Too few of those games matter.

A few weeks ago, Anthony Davis decided it was no longer worth trying to accomplish his goals with the Pelicans. His trade request derailed New Orleans’ season, and there has been only more difficulty since the team kept him past the trade deadline. Davis has faced immense criticism for making his trade request in-season rather than waiting until the summer.

But teams frequently make a similar determination – that it’s no longer worth trying to accomplish their season goals – well before the season ends.

The most common form of tanking is a team entering the season with playoff aspirations, losing more than hoped then pivoting into more-intended losing down the stretch. Those teams reduce playing time for better veterans and turn toward younger players less-equipped to win presently. Future seasons become the priority well before the current season ends.

The Davis situation is just a version of that.

It might be a long time until a player as good as Davis requests a trade, let alone during a season. But unless the NBA addresses its draft system, there will continue to be weeks of miserable games in the second half of seasons.

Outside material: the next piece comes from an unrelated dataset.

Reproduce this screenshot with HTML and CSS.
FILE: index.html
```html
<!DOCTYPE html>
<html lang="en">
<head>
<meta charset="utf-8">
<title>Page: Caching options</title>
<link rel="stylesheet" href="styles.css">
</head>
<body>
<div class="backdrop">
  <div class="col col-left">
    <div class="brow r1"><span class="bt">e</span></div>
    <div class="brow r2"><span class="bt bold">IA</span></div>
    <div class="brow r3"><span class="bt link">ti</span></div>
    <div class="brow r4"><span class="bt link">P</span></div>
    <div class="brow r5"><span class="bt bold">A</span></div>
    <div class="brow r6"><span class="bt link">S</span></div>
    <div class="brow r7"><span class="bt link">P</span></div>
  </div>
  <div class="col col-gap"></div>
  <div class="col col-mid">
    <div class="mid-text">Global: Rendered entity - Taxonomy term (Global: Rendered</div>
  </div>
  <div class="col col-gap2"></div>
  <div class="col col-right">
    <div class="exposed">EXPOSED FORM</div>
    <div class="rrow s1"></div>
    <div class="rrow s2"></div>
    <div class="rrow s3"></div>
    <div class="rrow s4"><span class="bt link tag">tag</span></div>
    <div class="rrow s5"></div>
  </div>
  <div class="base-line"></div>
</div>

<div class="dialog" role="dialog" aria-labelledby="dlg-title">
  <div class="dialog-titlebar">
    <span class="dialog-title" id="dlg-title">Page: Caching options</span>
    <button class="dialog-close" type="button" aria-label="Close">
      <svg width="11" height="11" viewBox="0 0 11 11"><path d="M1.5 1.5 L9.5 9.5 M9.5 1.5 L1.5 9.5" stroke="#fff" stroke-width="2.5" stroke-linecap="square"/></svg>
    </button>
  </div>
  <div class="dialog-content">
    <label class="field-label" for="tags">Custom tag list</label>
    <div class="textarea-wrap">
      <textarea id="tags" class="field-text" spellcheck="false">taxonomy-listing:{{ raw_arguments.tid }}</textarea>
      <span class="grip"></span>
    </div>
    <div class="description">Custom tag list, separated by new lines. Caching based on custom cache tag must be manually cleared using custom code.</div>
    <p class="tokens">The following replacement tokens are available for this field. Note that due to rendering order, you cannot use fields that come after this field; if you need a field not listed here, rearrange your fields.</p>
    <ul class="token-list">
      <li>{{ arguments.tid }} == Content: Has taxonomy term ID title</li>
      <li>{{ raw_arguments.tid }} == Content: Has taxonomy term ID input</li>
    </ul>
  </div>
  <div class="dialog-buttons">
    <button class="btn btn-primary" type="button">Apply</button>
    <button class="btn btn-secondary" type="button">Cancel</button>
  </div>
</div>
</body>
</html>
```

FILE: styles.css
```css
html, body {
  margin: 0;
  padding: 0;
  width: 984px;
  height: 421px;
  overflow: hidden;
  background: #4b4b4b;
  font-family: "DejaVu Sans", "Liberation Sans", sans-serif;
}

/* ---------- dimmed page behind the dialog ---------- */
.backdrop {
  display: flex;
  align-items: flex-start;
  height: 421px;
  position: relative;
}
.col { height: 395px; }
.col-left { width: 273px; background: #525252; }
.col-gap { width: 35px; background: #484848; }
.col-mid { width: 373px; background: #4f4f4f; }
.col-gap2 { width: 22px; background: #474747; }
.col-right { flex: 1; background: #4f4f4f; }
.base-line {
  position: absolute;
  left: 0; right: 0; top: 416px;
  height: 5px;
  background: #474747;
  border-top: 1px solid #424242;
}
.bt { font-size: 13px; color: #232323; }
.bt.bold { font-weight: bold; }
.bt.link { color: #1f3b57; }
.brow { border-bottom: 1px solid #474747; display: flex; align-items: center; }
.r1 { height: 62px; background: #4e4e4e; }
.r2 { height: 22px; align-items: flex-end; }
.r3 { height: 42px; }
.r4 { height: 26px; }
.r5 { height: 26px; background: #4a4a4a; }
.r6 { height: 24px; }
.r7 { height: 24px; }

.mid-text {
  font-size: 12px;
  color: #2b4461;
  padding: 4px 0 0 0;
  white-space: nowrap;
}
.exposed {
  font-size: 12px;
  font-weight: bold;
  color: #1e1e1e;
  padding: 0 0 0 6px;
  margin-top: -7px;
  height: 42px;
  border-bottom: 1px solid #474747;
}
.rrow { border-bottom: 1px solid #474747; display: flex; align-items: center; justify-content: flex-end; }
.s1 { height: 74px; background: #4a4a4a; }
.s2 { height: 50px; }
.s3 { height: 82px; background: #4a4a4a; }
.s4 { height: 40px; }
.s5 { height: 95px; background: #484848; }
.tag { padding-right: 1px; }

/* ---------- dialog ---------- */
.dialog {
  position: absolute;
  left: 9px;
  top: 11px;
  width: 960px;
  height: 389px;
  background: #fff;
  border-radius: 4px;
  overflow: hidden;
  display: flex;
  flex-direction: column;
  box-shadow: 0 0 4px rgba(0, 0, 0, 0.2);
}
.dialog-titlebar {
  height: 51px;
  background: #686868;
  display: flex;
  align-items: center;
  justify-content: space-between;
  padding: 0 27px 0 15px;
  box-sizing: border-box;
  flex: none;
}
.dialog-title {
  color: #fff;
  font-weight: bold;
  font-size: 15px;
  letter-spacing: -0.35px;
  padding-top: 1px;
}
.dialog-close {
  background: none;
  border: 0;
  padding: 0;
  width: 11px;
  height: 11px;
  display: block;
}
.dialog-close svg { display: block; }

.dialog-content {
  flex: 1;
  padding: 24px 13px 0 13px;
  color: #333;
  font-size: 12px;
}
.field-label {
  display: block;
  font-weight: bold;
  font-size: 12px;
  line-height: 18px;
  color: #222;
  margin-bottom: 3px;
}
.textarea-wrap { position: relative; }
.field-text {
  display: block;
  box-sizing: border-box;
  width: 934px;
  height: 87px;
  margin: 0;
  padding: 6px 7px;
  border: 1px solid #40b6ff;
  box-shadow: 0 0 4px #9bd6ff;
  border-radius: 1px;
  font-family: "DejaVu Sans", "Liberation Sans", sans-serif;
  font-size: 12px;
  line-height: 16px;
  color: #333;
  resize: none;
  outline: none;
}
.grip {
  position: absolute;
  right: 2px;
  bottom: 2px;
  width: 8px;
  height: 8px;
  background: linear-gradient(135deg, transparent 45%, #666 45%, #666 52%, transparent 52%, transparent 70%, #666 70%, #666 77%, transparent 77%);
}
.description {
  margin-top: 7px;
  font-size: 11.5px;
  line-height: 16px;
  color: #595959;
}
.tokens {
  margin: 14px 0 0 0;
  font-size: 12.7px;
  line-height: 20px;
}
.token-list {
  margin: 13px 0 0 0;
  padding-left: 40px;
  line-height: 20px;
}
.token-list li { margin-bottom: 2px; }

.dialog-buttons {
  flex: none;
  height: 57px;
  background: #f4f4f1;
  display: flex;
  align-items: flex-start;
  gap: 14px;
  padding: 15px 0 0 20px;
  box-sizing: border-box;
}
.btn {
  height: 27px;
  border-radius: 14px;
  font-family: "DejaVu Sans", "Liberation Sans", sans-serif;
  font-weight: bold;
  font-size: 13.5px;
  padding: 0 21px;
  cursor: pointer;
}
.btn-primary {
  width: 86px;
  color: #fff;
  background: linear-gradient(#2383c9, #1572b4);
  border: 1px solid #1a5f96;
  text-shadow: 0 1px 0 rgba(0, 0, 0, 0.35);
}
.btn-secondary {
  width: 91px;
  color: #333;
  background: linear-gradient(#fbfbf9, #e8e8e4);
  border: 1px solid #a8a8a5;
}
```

The league can try to force teams to play good players. The league can change lottery odds. The league can even pressure teams to oust executives who push tanking to the extreme.

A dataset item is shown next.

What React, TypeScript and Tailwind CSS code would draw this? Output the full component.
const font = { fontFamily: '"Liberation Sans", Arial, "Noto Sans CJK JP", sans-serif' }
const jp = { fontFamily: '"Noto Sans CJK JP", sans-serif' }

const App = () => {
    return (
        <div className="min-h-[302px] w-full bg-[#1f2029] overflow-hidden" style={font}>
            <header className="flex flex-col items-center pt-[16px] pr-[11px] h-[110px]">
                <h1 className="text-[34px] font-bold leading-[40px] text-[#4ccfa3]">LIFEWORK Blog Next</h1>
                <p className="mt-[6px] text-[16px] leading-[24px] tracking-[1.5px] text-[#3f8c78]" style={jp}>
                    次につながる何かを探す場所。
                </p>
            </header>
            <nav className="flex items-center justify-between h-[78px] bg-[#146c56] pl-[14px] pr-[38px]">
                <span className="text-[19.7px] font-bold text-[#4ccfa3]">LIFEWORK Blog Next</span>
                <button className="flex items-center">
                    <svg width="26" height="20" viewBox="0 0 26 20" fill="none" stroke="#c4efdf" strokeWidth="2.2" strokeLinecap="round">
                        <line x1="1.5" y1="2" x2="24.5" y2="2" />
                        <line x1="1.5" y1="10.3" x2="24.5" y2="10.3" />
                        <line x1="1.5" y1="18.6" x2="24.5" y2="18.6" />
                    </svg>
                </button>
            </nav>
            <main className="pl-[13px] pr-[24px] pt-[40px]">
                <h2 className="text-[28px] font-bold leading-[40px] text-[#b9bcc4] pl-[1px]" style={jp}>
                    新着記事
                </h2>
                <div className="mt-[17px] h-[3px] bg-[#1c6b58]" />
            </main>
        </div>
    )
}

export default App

But problems will remain as long as draft positioning is tied to inverse standings. The incentive to lose might be reduced, but it’s still way stronger than the incentive to win extra games late in a losing season.

What do the Suns, Knicks, Cavaliers, Bulls and Hawks have to play for the rest of the season? Winning a few extra games won’t change perception of those teams or draw a significant number of fans. But extra wins would reduce those teams’ odds of drafting a franchise-changer.

The Pelicans face a similar situation. They want to escape the season with Davis healthy and his trade value fully intact. They want a higher draft pick. They care less about winning down the stretch.

The script is flipped because Davis put them into this position. If he hadn’t requested a trade, New Orleans would likely be making a longshot playoff pursuit.

But the result is the same – many remaining games the team doesn’t care about winning or even actively prefers to lose.

There have been numerous suggestions, some even two extreme for me.

The Wheel has been the most popular of those. Celtics assistant general manager Mike Zarren’s proposal gives each team a pick in each segment of the draft in a rotating basis over a multi-year period. The draft order is completely decoupled from record. Each team is on identical footing for the draft.

But I think losing teams should get a leg up in the draft. The NBA is trying to engage all its fanbases. Winning comes with the joy of winning. Losing comes with hope. If losing teams didn’t have the upside of a higher draft pick, their fans would completely lose interest.

A shorter schedule would compact the standings and delay losing teams’ decisions to punt the season. But that’s a non-starter. Nobody is surrendering revenue by eliminating games. Besides, a longer season benefits fans, especially those who are the fringe of being able to afford tickets. A higher supply of games drives down ticket prices.

The NBA is threatening to fine teams for sitting healthy players. But that policy is far too arbitrary for me. Davis obviously draws league scrutiny. But what about Enes Kanter with the Knicks? What about Eric Bledsoe with the Suns in 2017? I prefer clear lines then allowing teams to operate within them.

My general suggestion: Give teams one lottery combination for each loss until they’re eliminated from the playoff race then, thereafter, one lottery combination for each win. Only non-playoff teams get put in the lottery.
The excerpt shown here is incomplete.